In the Interest of T.D.C.

TERRIE LIVINGSTON, Justice,

dissenting.

I respectfully disagree with the majority’s conclusion that the evidence was factually insufficient to show that appointing Stoney as primary managing conservator would be a positive improvement for T.D.C. While the majority correctly sets forth the standard of review for factual sufficiency challenges and acknowledges the abuse-of-discretion standard for review on appeal of modification orders, I do not believe the majority correctly applied the abuse-of-discretion standard.

Factual Sufficiency and Abuse of Discretion

When considering a factual sufficiency challenge, a court of appeals must consider and weigh all of the evidence, not just the evidence that supports the finding. Mar. Overseas Corp. v. Ellis, 971 S.W.2d 402, 406-07 (Tex.), cert. denied, 525 U.S. 1017, 119 S.Ct. 541, 142 L.Ed.2d 450 (1998). We can set aside a finding of fact only if it is so contrary to the overwhelming weight of the evidence that the finding is clearly wrong and unjust. Id. at 407. A court of appeals is not a fact finder and may not substitute its judgment for that of the fact finder, even if the evidence would clearly support a different result. Id.

When reversing a trial court’s judgment for factual insufficiency, a court of appeals must detail all the evidence relevant to the issue and clearly state why the fact finding is factually insufficient or so against the great weight and preponderance of the evidence that it is manifestly unjust. Id.; Ellis County State Bank v. Keever, 888 S.W.2d 790, 794 (Tex.1994). The opinion must explain how the contrary evidence greatly outweighs the evidence supporting the finding. Ellis, 971 S.W.2d at 407; Keever, 888 S.W.2d at 794.

However, when we review a suit modifying conservatorship, we are to apply an abuse-of-discretion standard to modification orders. Gillespie v. Gillespie, 644 S.W.2d 449, 451 (Tex.1982). Under an abuse-of-discretion standard, legal and factual sufficiency challenges are not independent grounds of error, but are relevant factors in assessing whether a trial court abused its discretion. Compare In re H.S.N., 69 S.W.3d 829, 831 n. 1 (Tex.App.Corpus Christi 2002, no pet.); In re A.P.S., 54 S.W.3d 493, 495 (Tex.App.-Texarkana 2001, no pet.); In re J.E.P., 49 S.W.3d 380, 386 (Tex.App.-Fort Worth 2000, no pet.); Ditraglia v. Romano, 33 *878S.W.3d 886, 889 (Tex.App.-Austin 2000, no pet.); McGuire v. McGuire, 4 S.W.3d 382, 387 n. 2 (Tex.App.-Houston [1st Dist.] 1999, no pet.); D.R. v. J.A.R, 894 S.W.2d 91, 95 (Tex.App.-Fort Worth 1995, writ denied) (op. on reh’g), with In re D.S., 76 S.W.3d 512, 516 (Tex.App.-Houston [14th Dist.] 2002, no pet.); Norris v.
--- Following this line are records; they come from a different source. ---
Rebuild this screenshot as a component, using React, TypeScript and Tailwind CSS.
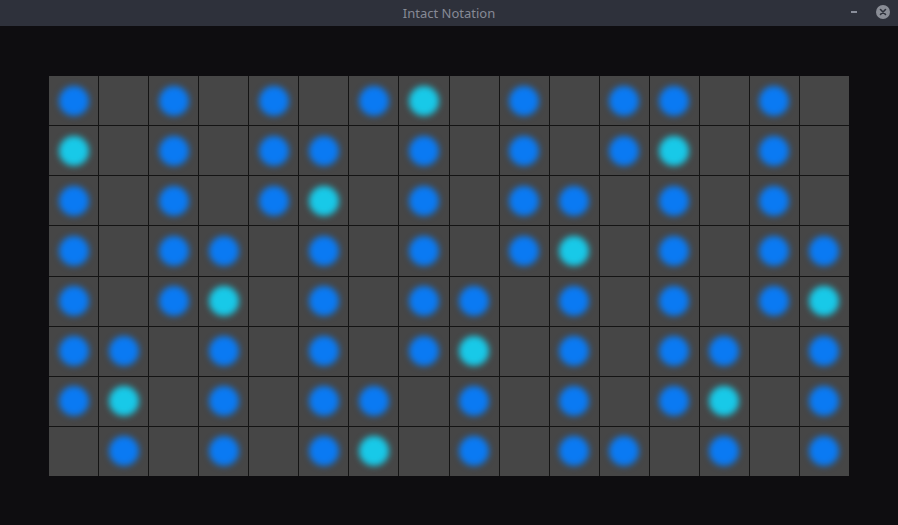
import React from 'react';

// 0 = empty, 1 = blue, 2 = cyan
const rows: number[][] = [
  [1, 0, 1, 0, 1, 0, 1, 2, 0, 1, 0, 1, 1, 0, 1, 0],
  [2, 0, 1, 0, 1, 1, 0, 1, 0, 1, 0, 1, 2, 0, 1, 0],
  [1, 0, 1, 0, 1, 2, 0, 1, 0, 1, 1, 0, 1, 0, 1, 0],
  [1, 0, 1, 1, 0, 1, 0, 1, 0, 1, 2, 0, 1, 0, 1, 1],
  [1, 0, 1, 2, 0, 1, 0, 1, 1, 0, 1, 0, 1, 0, 1, 2],
  [1, 1, 0, 1, 0, 1, 0, 1, 2, 0, 1, 0, 1, 1, 0, 1],
  [1, 2, 0, 1, 0, 1, 1, 0, 1, 0, 1, 0, 1, 2, 0, 1],
  [0, 1, 0, 1, 0, 1, 2, 0, 1, 0, 1, 1, 0, 1, 0, 1],
];

const Cell: React.FC<{ value: number }> = ({ value }) => (
  <div className="bg-[#464646] flex items-center justify-center">
    {value === 1 && <div className="w-[30px] h-[30px] rounded-full bg-[#0a7af3] blur-[3px]" />}
    {value === 2 && <div className="w-[30px] h-[30px] rounded-full bg-[#18c9e8] blur-[3px]" />}
  </div>
);

const App: React.FC = () => {
  return (
    <div className="w-[898px] h-[525px] bg-[#0e0d10] flex flex-col" style={{ fontFamily: '"Noto Sans", "Open Sans", sans-serif' }}>
      <div className="h-[26px] bg-[#2e313b] flex items-center relative shrink-0">
        <div className="flex-1 text-center text-[13px] text-[#868a96] leading-none">Intact Notation</div>
        <div className="absolute right-[41px] top-[11px] w-[6px] h-[2px] bg-[#8a8e9a]" />
        <div className="absolute right-[8px] top-[5px] w-[14px] h-[14px] rounded-full bg-[#8a8d96] flex items-center justify-center">
          <svg width="8" height="8" viewBox="0 0 8 8">
            <path d="M1.5 1.5 L6.5 6.5 M6.5 1.5 L1.5 6.5" stroke="#2e313b" strokeWidth="1.6" strokeLinecap="round" />
          </svg>
        </div>
      </div>
      <div className="pl-[49px] pt-[50px]">
        <div className="w-[800px] h-[400px] grid grid-cols-16 grid-rows-8 gap-px bg-[#141414]">
          {rows.flatMap((row, r) => row.map((v, c) => <Cell key={`${r}-${c}`} value={v} />))}
        </div>
      </div>
    </div>
  );
};

export default App;
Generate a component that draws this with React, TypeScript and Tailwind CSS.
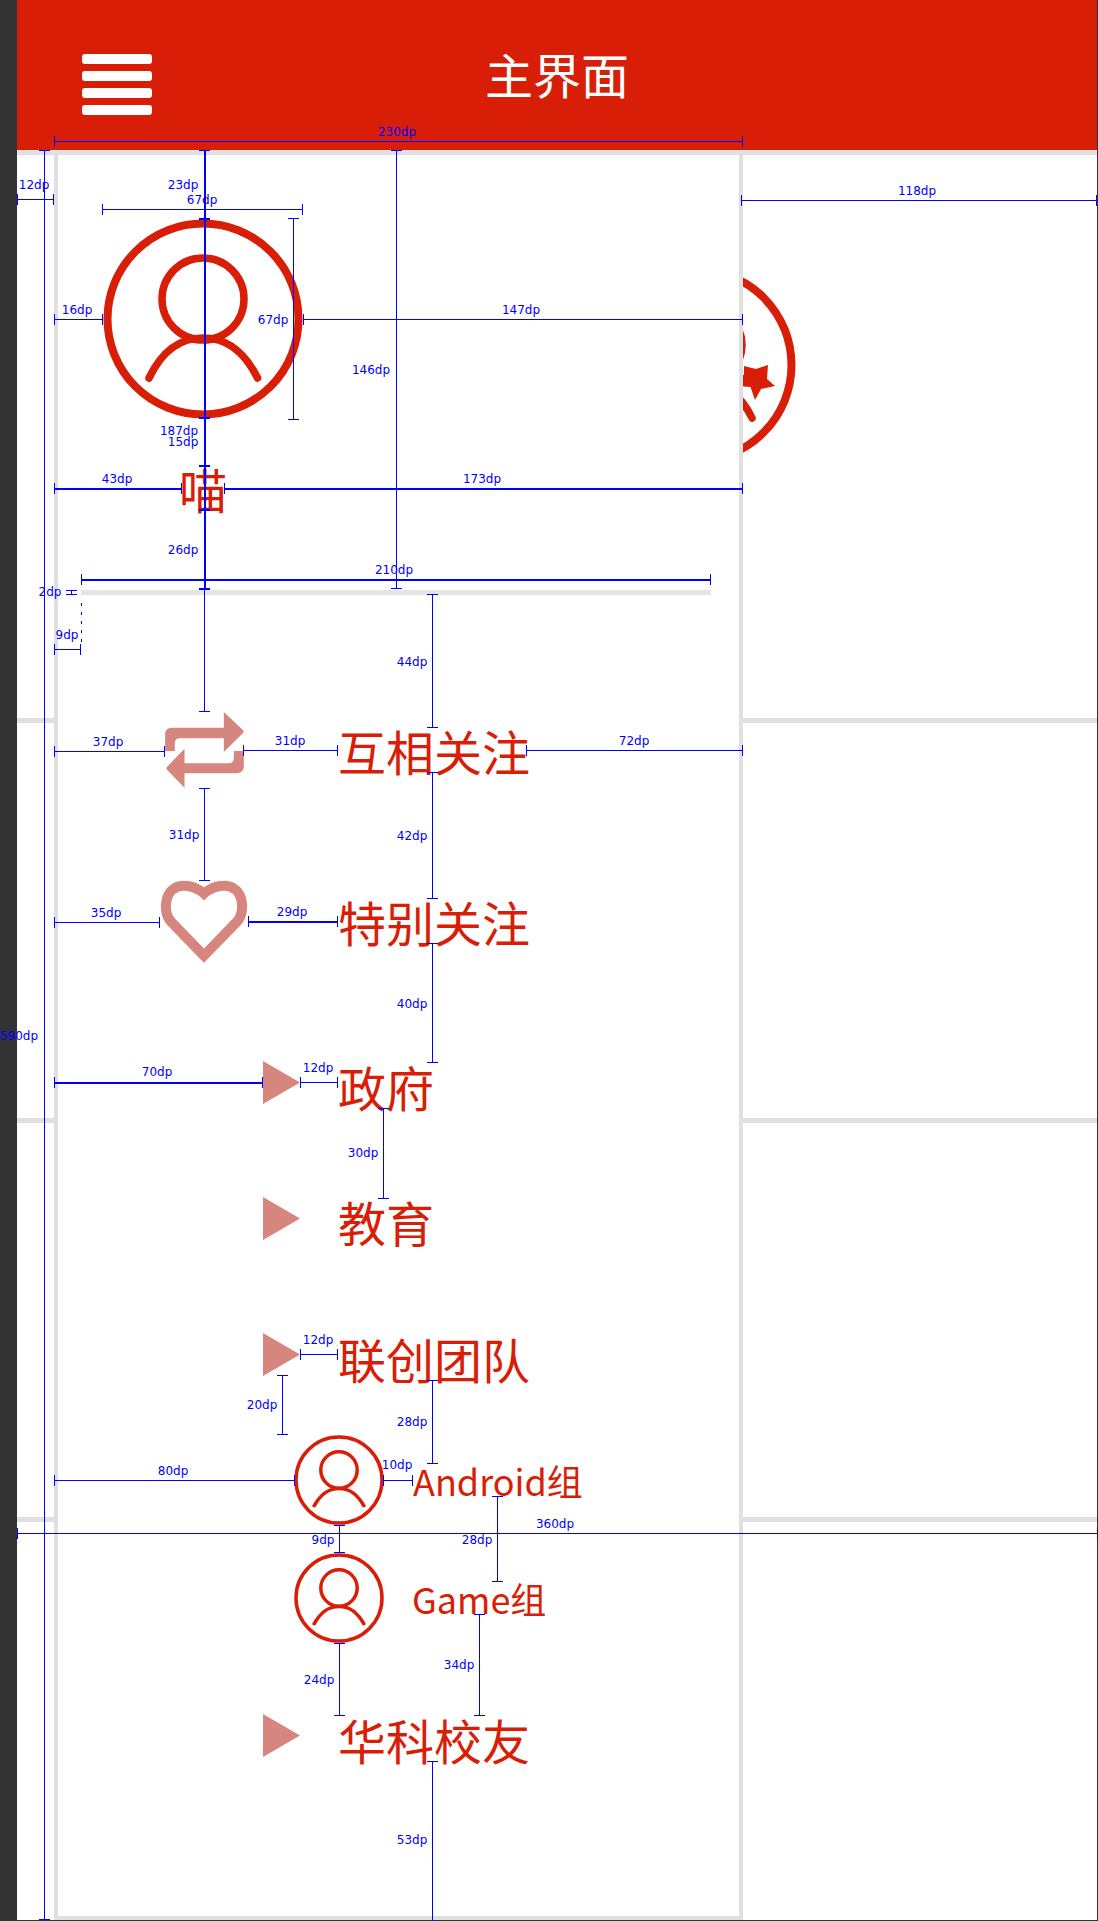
import React from "react";

const RED = "#d81e06";
const BLUE = "#0000ff";
const CJK = { fontFamily: '"Noto Sans CJK SC", "Noto Sans", sans-serif' };

type H = [number, number, number, number?];
// y, x1, x2, thickness
const hLines: H[] = [
  [141, 54, 743], [199, 17, 54], [209, 102, 303], [319, 54, 103], [319, 303, 743],
  [488, 54, 182, 2], [488, 224, 743, 2], [579, 81, 711, 2], [649, 54, 81],
  [751, 54, 165], [750, 243, 338], [750, 526, 743], [922, 54, 160], [921, 248, 338, 2],
  [1082, 54, 263, 2], [1082, 300, 338], [1354, 300, 338], [1480, 54, 295], [1480, 383, 413],
  [1533, 17, 1098], [200, 741, 1097],
];
type V = [number, number, number, number?, boolean?];
// x, y1, y2, thickness, no ticks
const vLines: V[] = [
  [44, 150, 1920], [204, 150, 219, 2], [204, 219, 418, 2], [204, 418, 466, 2], [204, 466, 510, 2],
  [204, 510, 589, 2], [204, 589, 712], [293, 218, 420], [396, 150, 589], [432, 594, 728],
  [432, 772, 899], [204, 788, 881], [432, 943, 1063], [383, 1108, 1199], [282, 1375, 1435],
  [432, 1380, 1464], [339, 1525, 1553], [497, 1496, 1582], [479, 1614, 1716], [339, 1643, 1716],
  [432, 1761, 1930], [71, 590, 595],
];

const labels: [string, number, number][] = [
  ["230dp", 397, 132], ["12dp", 34, 185], ["23dp", 183, 185], ["67dp", 202, 200],
  ["67dp", 273, 320], ["16dp", 77, 310], ["147dp", 521, 310], ["146dp", 371, 370],
  ["187dp", 179, 431], ["15dp", 183, 442], ["43dp", 117, 479], ["173dp", 482, 479],
  ["26dp", 183, 550], ["210dp", 394, 570], ["2dp", 50, 592], ["9dp", 67, 635],
  ["44dp", 412, 662], ["37dp", 108, 742], ["31dp", 290, 741], ["72dp", 634, 741],
  ["31dp", 184, 835], ["42dp", 412, 836], ["35dp", 106, 913], ["29dp", 292, 912],
  ["40dp", 412, 1004], ["590dp", 19, 1036], ["70dp", 157, 1072], ["12dp", 318, 1068],
  ["30dp", 363, 1153], ["12dp", 318, 1340], ["20dp", 262, 1405], ["28dp", 412, 1422],
  ["80dp", 173, 1471], ["10dp", 397, 1465], ["360dp", 555, 1524], ["9dp", 323, 1540],
  ["28dp", 477, 1540], ["34dp", 459, 1665], ["24dp", 319, 1680], ["53dp", 412, 1840],
  ["118dp", 917, 191],
];

function Annotations() {
  let d = "";
  let thick = "";
  for (const [y, a, b, t] of hLines) {
    const seg = `M${a} ${y + 0.5}H${b}M${a + 0.5} ${y - 5}V${y + 6}M${b - 0.5} ${y - 5}V${y + 6}`;
    if (t === 2) {
      thick += `M${a} ${y + 1}H${b}`;
      d += `M${a + 0.5} ${y - 5}V${y + 6}M${b - 0.5} ${y - 5}V${y + 6}`;
    } else d += seg;
  }
  for (const [x, a, b, t] of vLines) {
    d += `M${x - 5} ${a + 0.5}H${x + 6}M${x - 5} ${b - 0.5}H${x + 6}`;
    if (t === 2) thick += `M${x + 1} ${a}V${b}`;
    else d += `M${x + 0.5} ${a}V${b}`;
  }
  return (
    <div className="absolute inset-0 pointer-events-none">
      <svg className="absolute left-0 top-0" width={1098} height={1921} shapeRendering="crispEdges">
        <path d={d} stroke={BLUE} strokeWidth={1} fill="none" />
        <path d={thick} stroke={BLUE} strokeWidth={2} fill="none" />
        <path d="M81.5 603V645" stroke={BLUE} strokeWidth={1} strokeDasharray="3 6" fill="none" />
      </svg>
      {labels.map(([t, x, y], i) => (
        <div
          key={i}
          className="absolute text-[12px] leading-[14px] whitespace-nowrap text-[#0000ff] [font-family:'DejaVu_Sans',sans-serif]"
          style={{ left: x, top: y, transform: "translate(-50%,-50%)" }}
        >
          {t}
        </div>
      ))}
    </div>
  );
}

function BigAvatar() {
  return (
    <svg width={200} height={200} viewBox="0 0 200 200" fill="none" stroke={RED}>
      <circle cx={100} cy={100} r={95.5} strokeWidth={8} />
      <circle cx={100} cy={80} r={41} strokeWidth={7.5} />
      <path d="M46 159C60 130 78 119 100 119C122 119 140 130 154.6 159" strokeWidth={7.5} strokeLinecap="round" />
    </svg>
  );
}

function SmallAvatar() {
  return (
    <svg width={90} height={90} viewBox="0 0 90 90" fill="none" stroke={RED}>
      <circle cx={45} cy={45} r={43} strokeWidth={3.5} />
      <circle cx={45} cy={35} r={18.2} strokeWidth={3.5} />
      <path d="M19.5 72C27 58 35 53.5 45 53.5C55 53.5 63 58 70.5 72" strokeWidth={3.5} />
    </svg>
  );
}

function MainAvatar() {
  return (
    <svg width={200} height={200} viewBox="596 265 200 200" fill="none">
      <circle cx={696} cy={365} r={95.5} stroke={RED} strokeWidth={8} />
      <circle cx={704} cy={345} r={38} stroke={RED} strokeWidth={7.5} />
      <path d="M700 380C722 380 741 395 752 418" stroke={RED} strokeWidth={7.5} strokeLinecap="round" />
      <polygon fill={RED} points="755,400 750.5,387 736,386 744,374 744,366 756,369 768,365 767,379 775,386 761,389" />
    </svg>
  );
}

function Triangle() {
  return (
    <svg width={37} height={43} viewBox="0 0 37 43" className="block">
      <polygon points="0,0 37,21.5 0,43" fill="#d6867f" />
    </svg>
  );
}

function Retweet() {
  return (
    <svg width={82} height={78} viewBox="40 35 245 234" className="block" fill="#d6867f">
      <path d="M46 155V105Q46 85 66 85H222V38L279 92Q284 97 279 102L222 158V117H90Q75 117 75 132V155Z" />
      <path d="M282 155V200Q282 222 260 222H104V265L52 212Q47 207 52 202L104 148V192H235Q252 192 252 177V155Z" />
    </svg>
  );
}

function Heart() {
  return (
    <svg width={92} height={85} viewBox="25 28 276 255" className="block" fill="none" stroke="#d6867f" strokeWidth={30}>
      <path d="M163 258L65 157C35 125 45 50 100 48C130 47 150 60 163 72C176 60 196 47 226 48C281 50 291 125 261 157Z" />
    </svg>
  );
}

const rowText = "text-[48px] leading-[60px] text-[#d81e06] whitespace-nowrap";

export default function App() {
  return (
    <div className="relative w-[1098px] h-[1921px] bg-[#333333] pl-[17px] pr-px pb-px overflow-hidden" style={CJK}>
      <div className="relative h-full bg-white flex flex-col">
        <header className="h-[150px] shrink-0 bg-[#d81e06] grid grid-cols-[1fr_auto_1fr]">
          <div className="pl-[65px] pt-[54px] flex flex-col gap-[7px]">
            <div className="w-[70px] h-[10px] rounded-[3px] bg-white" />
            <div className="w-[70px] h-[10px] rounded-[3px] bg-white" />
            <div className="w-[70px] h-[10px] rounded-[3px] bg-white" />
            <div className="w-[70px] h-[10px] rounded-[3px] bg-white" />
          </div>
          <div className="pt-[38px] text-[48px] leading-[70px] text-white">主界面</div>
          <div />
        </header>

        {/* main list behind the drawer */}
        <div className="flex-1 flex flex-col">
          <div className="h-[5px] bg-[#e0e0e0]" />
          <div className="h-[563px] pl-[579px] pt-[110px]">
            <MainAvatar />
          </div>
          <div className="h-[5px] bg-[#e0e0e0]" />
          <div className="h-[395px]" />
          <div className="h-[5px] bg-[#e0e0e0]" />
          <div className="h-[394px]" />
          <div className="h-[5px] bg-[#e0e0e0]" />
        </div>

        {/* drawer */}
        <aside className="absolute left-[37px] top-[150px] w-[689px] bottom-0 bg-white border-x-[4px] border-b-[4px] border-[#e0e0e0] border-t-[5px] flex flex-col">
          <div className="ml-[45px] mt-[64px] w-[200px] flex flex-col items-center">
            <BigAvatar />
            <div className="mt-[39px] text-[48px] leading-[60px] text-[#d81e06]">喵</div>
          </div>
          <div className="mt-[72px] ml-[23px] w-[630px] h-[5px] bg-[#e5e5e5]" />

          <div className="mt-[125px] h-[60px] flex items-center">
            <div className="w-[280px] pl-[105px]"><Retweet /></div>
            <span className={rowText}>互相关注</span>
          </div>
          <div className="mt-[111px] h-[60px] flex items-center">
            <div className="w-[280px] pl-[100px]"><Heart /></div>
            <span className={rowText}>特别关注</span>
          </div>
          <div className="mt-[105px] h-[60px] flex items-center">
            <div className="w-[280px] pl-[205px] pb-[8px]"><Triangle /></div>
            <span className={rowText}>政府</span>
          </div>
          <div className="mt-[75px] h-[60px] flex items-center">
            <div className="w-[280px] pl-[205px] pb-[6px]"><Triangle /></div>
            <span className={rowText}>教育</span>
          </div>
          <div className="mt-[77px] h-[60px] flex items-center">
            <div className="w-[280px] pl-[205px] pb-[8px]"><Triangle /></div>
            <span className={rowText}>联创团队</span>
          </div>
          <div className="mt-[47px] h-[90px] flex items-center pl-[236px] gap-[29px]">
            <SmallAvatar />
            <span className="text-[36px] leading-[50px] text-[#d81e06]">Android组</span>
          </div>
          <div className="mt-[28px] h-[90px] flex items-center pl-[236px] gap-[28px]">
            <SmallAvatar />
            <span className="text-[36px] leading-[50px] text-[#d81e06]">Game组</span>
          </div>
          <div className="mt-[66px] h-[60px] flex items-center">
            <div className="w-[280px] pl-[205px] pb-[8px]"><Triangle /></div>
            <span className={rowText}>华科校友</span>
          </div>
        </aside>
      </div>
      <Annotations />
    </div>
  );
}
Norris, 56 S.W.3d 333, 338 (Tex.App.-El Paso 2001, no pet.) (applying a two-prong analysis to sufficiency challenges in modification suits). We have, in the past, even waived these points of review when improperly raised under legal and factual sufficiency challenges. D.R., 894 S.W.2d at 95; Wood v. O’Donnell, 894 S.W.2d 555, 556 (Tex.App.-Fort Worth 1995, no writ.).

Because appellant has raised the trial court’s abuse of discretion in concluding that appointment of Stoney is in the best interest/positive improvement for the child, I agree we should address his contention. However, once we have reviewed the evidence for legal and factual sufficiency, we must determine “whether the trial court acted without reference to any guiding rules or principles; in other words, whether the act was arbitrary or unreasonable.” D.R., 894 S.W.2d at 95 (citing Worford v. Stamper, 801 S.W.2d 108, 109 (Tex.1990)). In D.R. we also said that “[a]n abuse of discretion does not occur where the trial court bases its decisions on conflicting evidence.” Id. (citations omitted). Even more importantly, we also said, “[A]n abuse of discretion does not occur as long as some evidence of a substantive and probative character exists to support the trial court’s decision.” Id. (citing Holley v. Holley, 864 S.W.2d 703, 706 (Tex.App.Houston [1st Dist.] 1993, writ denied)). Thus, I believe the sufficiency of the evidence should be tested primarily under the abuse-of-discretion standard as opposed to just reviewing factual and legal sufficiency as the sole elements to this type of abuse-of-discretion review. The majority leaps to the conclusion that because it believes there is factually insufficient evidence to support the positive improvement/best interest finding, there is automatically an abuse of discretion. It provides no analysis of how the court abused its discretion despite the conflicting evidence.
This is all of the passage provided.